Roger Slater 04-22-2025 10:10 AM

"Rather than suggesting that all mayflies are female, I am suggesting that all mayflies have two specific characteristics in common with some female fashion models: ostentatious finery and anorexia."

But as I noted, they only stop eating in the very brief and final stage of their development (when they don't even have a mouth to eat with), after years of eating just fine.

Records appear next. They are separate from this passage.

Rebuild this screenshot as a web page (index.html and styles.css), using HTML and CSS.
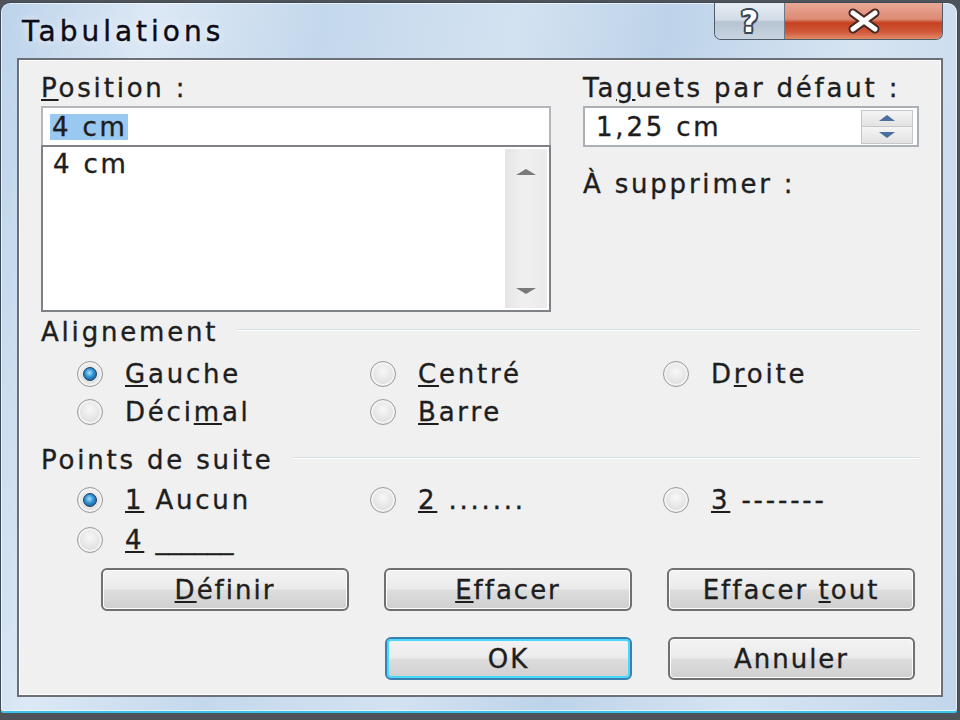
FILE: index.html
```html
<!DOCTYPE html>
<html lang="fr">

<head>
  <meta charset="UTF-8">
  <title>Tabulations</title>
  <link rel="stylesheet" href="styles.css">
</head>

<body>

  <div class="window">

    <!-- barre de titre -->
    <div class="titlebar">
      <span class="title">Tabulations</span>
      <div class="caption-btns">
        <div class="cap-help">?</div>
        <div class="cap-close">
          <svg width="44" height="26" viewBox="0 0 44 26">
            <path d="M11 5 L33 21 M33 5 L11 21" stroke="#4a2a24" stroke-width="9" stroke-linecap="round" fill="none" />
            <path d="M11 5 L33 21 M33 5 L11 21" stroke="#fff" stroke-width="5" stroke-linecap="round" fill="none" />
          </svg>
        </div>
      </div>
    </div>

    <div class="content">

      <div class="top">
        <div class="col-left">
          <div class="label"><u>P</u>osition :</div>
          <div class="input"><span class="sel">4 cm</span></div>
          <div class="listbox">
            <div class="list-items">4 cm</div>
            <div class="scrollbar">
              <span class="arrow-up"></span>
              <span class="arrow-down"></span>
            </div>
          </div>
        </div>
        <div class="col-right">
          <div class="label">Ta<u>g</u>uets par défaut :</div>
          <div class="spin">
            <span class="spin-value">1,25 cm</span>
            <div class="spin-btns">
              <div class="spin-up"><span></span></div>
              <div class="spin-down"><span></span></div>
            </div>
          </div>
          <div class="label delete-label">À supprimer :</div>
        </div>
      </div>

      <!-- Alignement -->
      <div class="group-title"><span>Alignement</span><i></i></div>
      <div class="radios">
        <label class="radio checked"><b></b><span><u>G</u>auche</span></label>
        <label class="radio"><b></b><span><u>C</u>entré</span></label>
        <label class="radio"><b></b><span>D<u>r</u>oite</span></label>
        <label class="radio"><b></b><span>Déci<u>m</u>al</span></label>
        <label class="radio"><b></b><span><u>B</u>arre</span></label>
      </div>

      <!-- Points de suite -->
      <div class="group-title"><span>Points de suite</span><i></i></div>
      <div class="radios leaders">
        <label class="radio checked"><b></b><span><u>1</u> Aucun</span></label>
        <label class="radio"><b></b><span><u>2</u> .......</span></label>
        <label class="radio"><b></b><span><u>3</u> -------</span></label>
        <label class="radio"><b></b><span><u>4</u> <span class="solid">______</span></span></label>
      </div>

      <div class="btn-row">
        <button class="btn"><u>D</u>éfinir</button>
        <button class="btn"><u>E</u>ffacer</button>
        <button class="btn">Effacer <u>t</u>out</button>
      </div>
      <div class="btn-row btn-row-end">
        <button class="btn btn-default">OK</button>
        <button class="btn">Annuler</button>
      </div>

    </div>
  </div>

</body>

</html>
```

FILE: styles.css
```css
body {
  margin: 0;
  background: #4d5358;
  font-family: "DejaVu Sans", "Noto Sans", sans-serif;
  color: #1e1e1e;
  overflow: hidden;
}

.window {
  margin-top: 2px;
  width: 956px;
  height: 708px;
  border: 1px solid #3d4a57;
  border-bottom: 2px solid #38c4e8;
  border-radius: 10px 10px 4px 4px;
  background: linear-gradient(100deg, #bcd3ea 0%, #dce8f5 14%, #c4d8ec 30%, #d3e2f1 48%, #bed3e9 62%, #d6e4f2 80%, #c2d6eb 100%);
  box-shadow: inset 0 0 0 1px rgba(255, 255, 255, 0.6);
}

/* barre de titre */
.titlebar {
  height: 55px;
  display: flex;
  align-items: flex-start;
}

.title {
  font-size: 28px;
  letter-spacing: 4px;
  margin: 12px 0 0 21px;
  color: #0c0c18;
  -webkit-text-stroke: 0.4px #0c0c18;
  text-shadow: 0 0 8px rgba(255, 255, 255, 0.9);
}

.caption-btns {
  margin-left: auto;
  margin-right: 14px;
  display: flex;
  height: 36px;
  border: 1px solid #4f5d6b;
  border-top: none;
  border-radius: 0 0 7px 7px;
  overflow: hidden;
}

.cap-help {
  width: 69px;
  display: flex;
  justify-content: center;
  align-items: center;
  font-weight: bold;
  font-size: 30px;
  color: #fff;
  text-shadow: -1.5px -1.5px 0 #3b4652, 1.5px -1.5px 0 #3b4652, -1.5px 1.5px 0 #3b4652, 1.5px 1.5px 0 #3b4652, 0 2px 0 #3b4652, 0 -2px 0 #3b4652, 2px 0 0 #3b4652, -2px 0 0 #3b4652;
  background: linear-gradient(#e6ecf2 0%, #d1dbe6 48%, #b6c3d2 52%, #c8d4e0 100%);
  border-right: 1px solid #6b7886;
}

.cap-close {
  width: 157px;
  display: flex;
  justify-content: center;
  align-items: center;
  background: linear-gradient(#e9a896 0%, #dc8a74 45%, #c5401f 55%, #d0583a 80%, #e28a68 100%);
}

/* zone cliente */
.content {
  box-sizing: border-box;
  margin-left: 16px;
  width: 926px;
  height: 639px;
  background: #f0f0f0;
  border: 2px solid #6c7076;
  box-shadow: inset 0 0 0 1px #ffffff;
  padding: 12px 22px 0 22px;
  font-size: 26px;
  letter-spacing: 2.8px;
  -webkit-text-stroke: 0.35px #1e1e1e;
}

.top {
  display: flex;
  justify-content: space-between;
}

.label {
  line-height: 32px;
  height: 34px;
}

.col-left {
  width: 510px;
}

.col-right {
  width: 336px;
}

.input {
  height: 37px;
  background: #fff;
  border: 2px solid #b4b8bd;
  border-bottom: none;
  display: flex;
  align-items: center;
  padding-left: 7px;
}

.sel {
  background: #99c9f0;
  line-height: 26px;
  padding: 0 0 0 2px;
}

.listbox {
  height: 159px;
  background: #fff;
  border: 2px solid #7e8287;
  display: flex;
  padding: 2px 2px 2px 0;
}

.list-items {
  flex: 1;
  line-height: 30px;
  padding: 0 0 0 10px;
}

.scrollbar {
  width: 42px;
  background: linear-gradient(90deg, #e4e4e4, #f0f0f0 40%, #ebebeb);
  display: flex;
  flex-direction: column;
  justify-content: space-between;
  align-items: center;
  padding: 20px 0 14px;
}

.arrow-up,
.arrow-down {
  width: 0;
  height: 0;
  border-left: 10px solid transparent;
  border-right: 10px solid transparent;
}

.arrow-up {
  border-bottom: 6px solid #7a7a7a;
}

.arrow-down {
  border-top: 6px solid #7a7a7a;
}

.spin {
  height: 37px;
  background: #fff;
  border: 2px solid #abb0b6;
  display: flex;
  align-items: center;
  padding: 0 4px 0 11px;
}

.spin-value {
  flex: 1;
}

.spin-btns {
  width: 50px;
  height: 32px;
  display: flex;
  flex-direction: column;
  border: 1px solid #c4c8cc;
}

.spin-up,
.spin-down {
  flex: 1;
  display: flex;
  justify-content: center;
  align-items: center;
  background: linear-gradient(#f4f4f4, #e2e2e2);
}

.spin-up {
  border-bottom: 1px solid #c4c8cc;
}

.spin-up span,
.spin-down span {
  border-left: 8px solid transparent;
  border-right: 8px solid transparent;
}

.spin-up span {
  border-bottom: 6px solid #4a6f9e;
}

.spin-down span {
  border-top: 6px solid #4a6f9e;
}

.delete-label {
  margin-top: 21px;
}

/* groupes */
.group-title {
  display: flex;
  align-items: center;
  margin-top: 4px;
  line-height: 32px;
}

.group-title i {
  flex: 1;
  height: 1px;
  background: #d6dfe4;
  border-bottom: 1px solid #fff;
  margin: 0 0 4px 18px;
}

.radios {
  display: grid;
  grid-template-columns: 293px 293px 1fr;
  row-gap: 6px;
  padding: 10px 0 12px 36px;
}

.leaders {
  row-gap: 8px;
  padding: 8px 0 12px 36px;
}

.radio {
  display: flex;
  align-items: center;
  gap: 22px;
  line-height: 32px;
}

.solid {
  letter-spacing: 0;
}

.radio b {
  flex: none;
  width: 24px;
  height: 24px;
  border-radius: 50%;
  border: 1px solid #9a9a9a;
  background: radial-gradient(circle at 50% 40%, #f8f8f8 0%, #e4e4e4 55%, #c9c9c9 100%);
  box-shadow: inset 0 0 0 2px #f4f4f4;
  display: flex;
  justify-content: center;
  align-items: center;
}

.radio.checked b::after {
  content: "";
  width: 12px;
  height: 12px;
  border-radius: 50%;
  background: radial-gradient(circle at 45% 40%, #a6e1fb 0%, #2d8fd0 45%, #14467a 100%);
  border: 1px solid #1d3c5c;
}

/* boutons */
.btn-row {
  display: grid;
  grid-template-columns: repeat(3, 248px);
  column-gap: 35px;
  justify-content: end;
  padding-right: 4px;
  margin-top: 0;
}

.btn-row-end {
  grid-template-columns: repeat(2, 247px);
  column-gap: 36px;
  margin-top: 26px;
}

.btn {
  height: 43px;
  font-family: inherit;
  font-size: 26px;
  letter-spacing: 2px;
  color: #1e1e1e;
  -webkit-text-stroke: 0.35px #1e1e1e;
  border: 2px solid #707070;
  border-radius: 6px;
  background: linear-gradient(#f3f3f3 0%, #ebebeb 48%, #dddddd 52%, #cfcfcf 100%);
  box-shadow: inset 0 0 0 1px #fcfcfc;
  padding: 0;
}

.btn-default {
  border-color: #3c7fb1;
  box-shadow: inset 0 0 0 2px #48d8fb;
}
```
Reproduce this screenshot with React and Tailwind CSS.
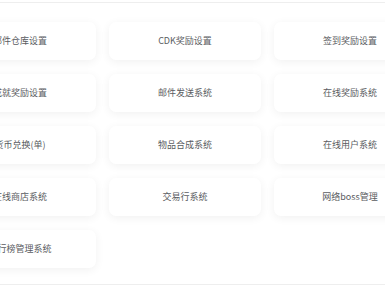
export default function App() {
  const items = [
    "邮件仓库设置",
    "CDK奖励设置",
    "签到奖励设置",
    "成就奖励设置",
    "邮件发送系统",
    "在线奖励系统",
    "货币兑换(单)",
    "物品合成系统",
    "在线用户系统",
    "在线商店系统",
    "交易行系统",
    "网络boss管理",
    "排行榜管理系统",
  ];
  return (
    <div className="w-[385px] h-[285px] overflow-hidden bg-white">
      <div className="mt-[2px] h-[283px] border-t border-b border-[#eeeeee] overflow-hidden">
        <div className="ml-[-56px] pt-[19px] grid grid-cols-[152px_152px_152px] gap-x-[13px] gap-y-[14px]">
          {items.map((t) => (
            <div
              key={t}
              className="h-[38px] rounded-[7px] bg-white shadow-[0_2px_10px_rgba(0,0,0,0.06)] flex items-center justify-center text-[9px] text-[#5a5c61] whitespace-nowrap"
              style={{ fontFamily: '"Noto Sans CJK SC", "Noto Sans", sans-serif' }}
            >
              {t}
            </div>
          ))}
        </div>
      </div>
    </div>
  );
}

Unless you clarify that, the poem flirts with inaccuracy.

We'll have to disagree about whether comparing them to gauzy and anorectic fashion models is as suitable for the male mayflies as it is for the female, though in either event I still don't see how likening mayflies to fashion models produces any metaphorical or poetic resonance.

Max Goodman 04-22-2025 10:40 AM

In this briefer draft, beginning with an explicit comparison to fashion models and continuing with details that feel tangentially linked to them, I want to read fashion models as the poem's true subject; the poem feels like it wants to say something about fashion models and says it by comparing them to mayflies. (I'm not sure what it wants to say, and the earlier draft, also, suggests that this is a misreading.)

That they can't eat is offered as one of the important things about fashion models strikes me as a joke--one that sympathizes with the models.

FWIW.

Glenn Wright 04-22-2025 11:35 AM

Hi, Roger and Max

Roger—I suppose I could change “crawling” in L5 to “feeding.” I’ll give it some more thought. I really don’t feel the problem that you identified. Of course they feed as nymphs. The stanza break between L4 and L5 underscores the metamorphosis that gives imagos the power of flight but robs them of the ability to feed.

Max—I didn’t really intend the poem to be a discussion of fashion models. Rather, I wanted to suggest that the moments in our lives that are filled with excitement, glamor, and glory (for which I use fashion models as a vehicle) are fleeting, purchased with long years of suffering, and impermanent. It’s a sic transit gloria poem.

Thanks, gentlemen, for sharing your responses. They are very helpful.